Submitted October 30, 1913
Decided December 1, 1913
231 U.S. 335

ERROR TO THE SUPREME COURT
OF THE STATE OF ARKANSAS

Syllabus

In this case, held that the interpretation by the state court of a stipulation of counsel was not open to review in this Court as not raising any federal question, although there were federal questions involved in the case.

The Swamp-Land Act of September 8, 1850, c. 84, 9 Stat. 919, did not, in itself, operate to invest the states with swamp and overflowed lands. While the act was a grant in praesenti, and gave an inchoate title, identification and patent were necessary to vest fee simple title in the state.

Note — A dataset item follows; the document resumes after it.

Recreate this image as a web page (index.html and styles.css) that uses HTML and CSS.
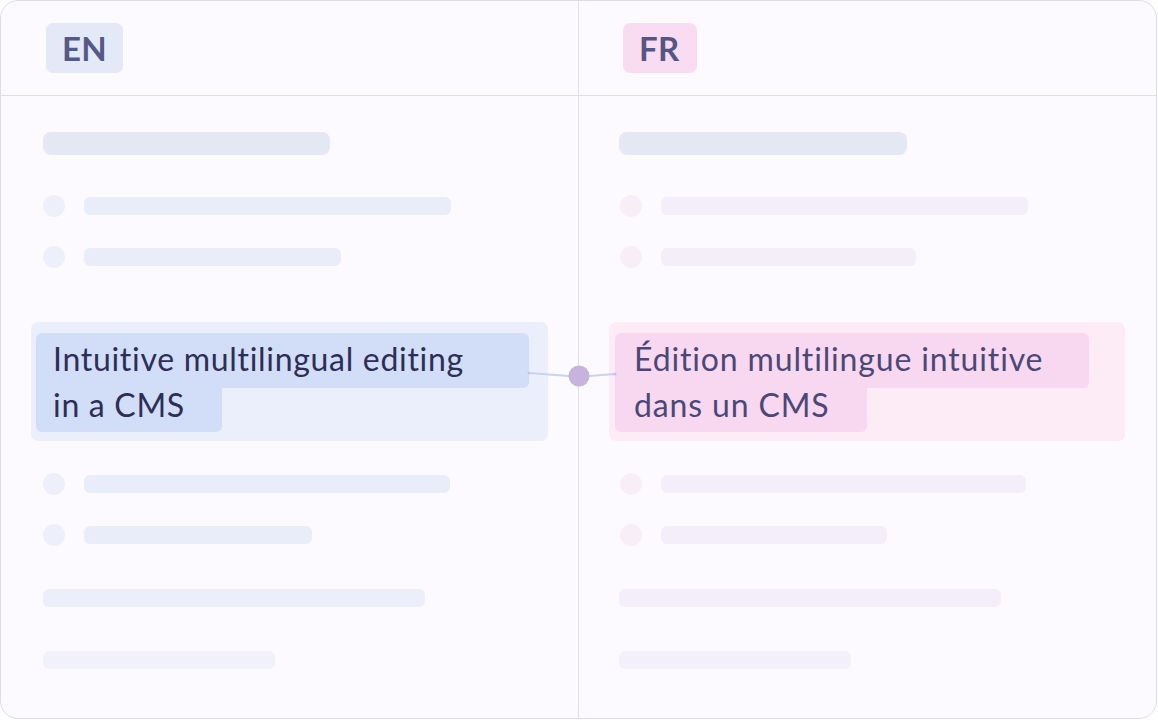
FILE: index.html
```html
<!DOCTYPE html>
<html lang="en">
<head>
<meta charset="utf-8">
<title>Multilingual editing</title>
<link rel="stylesheet" href="styles.css">
</head>
<body>
<div class="card">
  <section class="col col-en">
    <header class="col-head"><span class="badge badge-en">EN</span></header>
    <div class="col-body">
      <div class="sk-title"></div>
      <div class="sk-row"><span class="dot"></span><span class="bar w367"></span></div>
      <div class="sk-row gap"><span class="dot"></span><span class="bar w257"></span></div>
      <div class="hl">
        <div class="hl-line l1">Intuitive multilingual editing</div>
        <div class="hl-line l2">in a CMS</div>
      </div>
      <div class="sk-row after-hl"><span class="dot"></span><span class="bar w366"></span></div>
      <div class="sk-row gap"><span class="dot"></span><span class="bar w228"></span></div>
      <div class="sk-bar b5"></div>
      <div class="sk-bar b6"></div>
    </div>
  </section>
  <section class="col col-fr">
    <header class="col-head"><span class="badge badge-fr">FR</span></header>
    <div class="col-body">
      <div class="sk-title"></div>
      <div class="sk-row"><span class="dot"></span><span class="bar w367"></span></div>
      <div class="sk-row gap"><span class="dot"></span><span class="bar w255"></span></div>
      <div class="hl">
        <div class="hl-line l1">Édition multilingue intuitive</div>
        <div class="hl-line l2">dans un CMS</div>
      </div>
      <div class="sk-row after-hl"><span class="dot"></span><span class="bar w365"></span></div>
      <div class="sk-row gap"><span class="dot"></span><span class="bar w226"></span></div>
      <div class="sk-bar b5"></div>
      <div class="sk-bar b6"></div>
    </div>
  </section>
  <svg class="link" width="100" height="30" viewBox="0 0 100 30" aria-hidden="true">
    <line x1="4" y1="11" x2="44" y2="14" stroke="#c7d3f1" stroke-width="2.2" stroke-linecap="round"/>
    <line x1="64" y1="14" x2="90" y2="12" stroke="#c7d3f1" stroke-width="2.2" stroke-linecap="round"/>
    <circle cx="4" cy="11" r="1.6" fill="#d8bfe0"/>
    <circle cx="90" cy="12" r="1.6" fill="#b9c9ee"/>
    <circle cx="54" cy="14" r="10.5" fill="#c7b4dc"/>
  </svg>
</div>
</body>
</html>
```
FILE: styles.css
```css
html, body {
  margin: 0;
  padding: 0;
  background: #ffffff;
}
body {
  font-family: Lato, "Open Sans", sans-serif;
}
.card {
  position: relative;
  width: 1157px;
  height: 719px;
  box-sizing: border-box;
  border: 1px solid #dedcec;
  border-radius: 18px;
  background: #fcfaff;
  display: grid;
  grid-template-columns: 578px 1fr;
  overflow: hidden;
}
.col-en {
  border-right: 1px solid #e0deee;
}
.col-head {
  height: 94px;
  border-bottom: 1px solid #e0deee;
  display: flex;
  align-items: center;
}
.col-en .col-head { padding-left: 45px; }
.col-fr .col-head { padding-left: 44px; }
.badge {
  display: inline-flex;
  align-items: center;
  height: 50px;
  padding: 0 16px;
  border-radius: 7px;
  font-weight: 700;
  font-size: 33px;
  letter-spacing: 0.3px;
}
.badge-en { background: #e4e9f7; color: #55588a; }
.badge-fr { background: #f9dcf1; color: #565685; padding: 0 17px 0 16px; }

.col-body {
  padding-top: 36px;
  display: flex;
  flex-direction: column;
  align-items: flex-start;
}
.col-en .col-body { padding-left: 42px; }
.col-fr .col-body { padding-left: 41px; }

.sk-title {
  width: 287px;
  height: 23px;
  border-radius: 8px;
  background: #e4e8f5;
  margin-bottom: 40px;
}
.col-fr .sk-title { margin-left: -1px; width: 288px; }
.sk-row {
  display: flex;
  align-items: center;
  gap: 19px;
  height: 22px;
}
.sk-row.gap { margin-top: 29px; }
.sk-row.after-hl { margin-top: 32px; }
.dot {
  width: 22px;
  height: 22px;
  border-radius: 50%;
}
.bar {
  height: 18px;
  border-radius: 6px;
}
.col-en .dot { background: #edf0fb; }
.col-en .bar { background: #e9edfa; }
.col-fr .dot { background: #f8eef8; }
.col-fr .bar { background: #f4eefa; }
.w367 { width: 367px; }
.w366 { width: 366px; }
.w365 { width: 365px; }
.w257 { width: 257px; }
.w255 { width: 255px; }
.w228 { width: 228px; }
.w226 { width: 226px; }

.sk-bar {
  height: 18px;
  border-radius: 6px;
}
.sk-bar.b5 { width: 382px; margin-top: 43px; }
.sk-bar.b6 { width: 232px; margin-top: 44px; }
.col-fr .sk-bar { margin-left: -1px; }
.col-en .b5 { background: #eceefa; }
.col-en .b6 { background: #f1f1fc; }
.col-fr .b5 { background: #f3eefa; }
.col-fr .b6 { background: #f3f0fb; }

.hl {
  align-self: stretch;
  margin-top: 54px;
  height: 119px;
  box-sizing: border-box;
  padding: 11px 6px 0 5px;
  border-radius: 7px;
  display: flex;
  flex-direction: column;
  align-items: flex-start;
}
.col-en .hl { margin-left: -12px; margin-right: 30px; background: #ebeffb; }
.col-fr .hl { margin-left: -11px; margin-right: 31px; background: #fdebf6; padding-left: 6px; }
.hl-line {
  box-sizing: border-box;
  padding-left: 17px;
  font-size: 32px;
  white-space: nowrap;
  letter-spacing: 0.7px;
  font-variant-ligatures: none;
}
.col-en .hl-line { background: #d2ddf7; color: #2c2e58; }
.col-fr .hl-line { background: #f8d8f1; color: #4b4878; padding-left: 19px; letter-spacing: 0.85px; }
.hl-line.l1 {
  height: 55px;
  line-height: 46px;
  padding-top: 3px;
  border-radius: 6px 6px 6px 0;
}
.hl-line.l2 {
  height: 44px;
  line-height: 34px;
  border-radius: 0 0 6px 6px;
}
.col-en .l1 { width: 493px; }
.col-en .l2 { width: 186px; }
.col-fr .l1 { width: 474px; }
.col-fr .l2 { width: 252px; }

.link {
  position: absolute;
  left: 524px;
  top: 361px;
}
```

A duly legalized agreement between a state and the United States that the former accepts lands theretofore patented to it under the Swamp-Land Act as its full measure of land due thereunder extinguishes whatever inchoate title it or any of its political subdivisions may have in any swamp lands not already patented to it.

A levee district is a mere political subdivision of the state creating it, and is bound by the action of the state, and so held that a relinquishment by the State of Arkansas of all lands in which it had merely an inchoate title under the Swamp-Land Act operated also to relinquish the title thereto of the levee district to which the state had previously conveyed such lands. Rogers Locomotive Works v. Emigrant Company, 164 U.S. 559.

88 Ark. 37 affirmed.

The facts, which involve the construction of the Swamp-Land Act of 1850 and the title to certain lands in Arkansas, are stated in the opinion.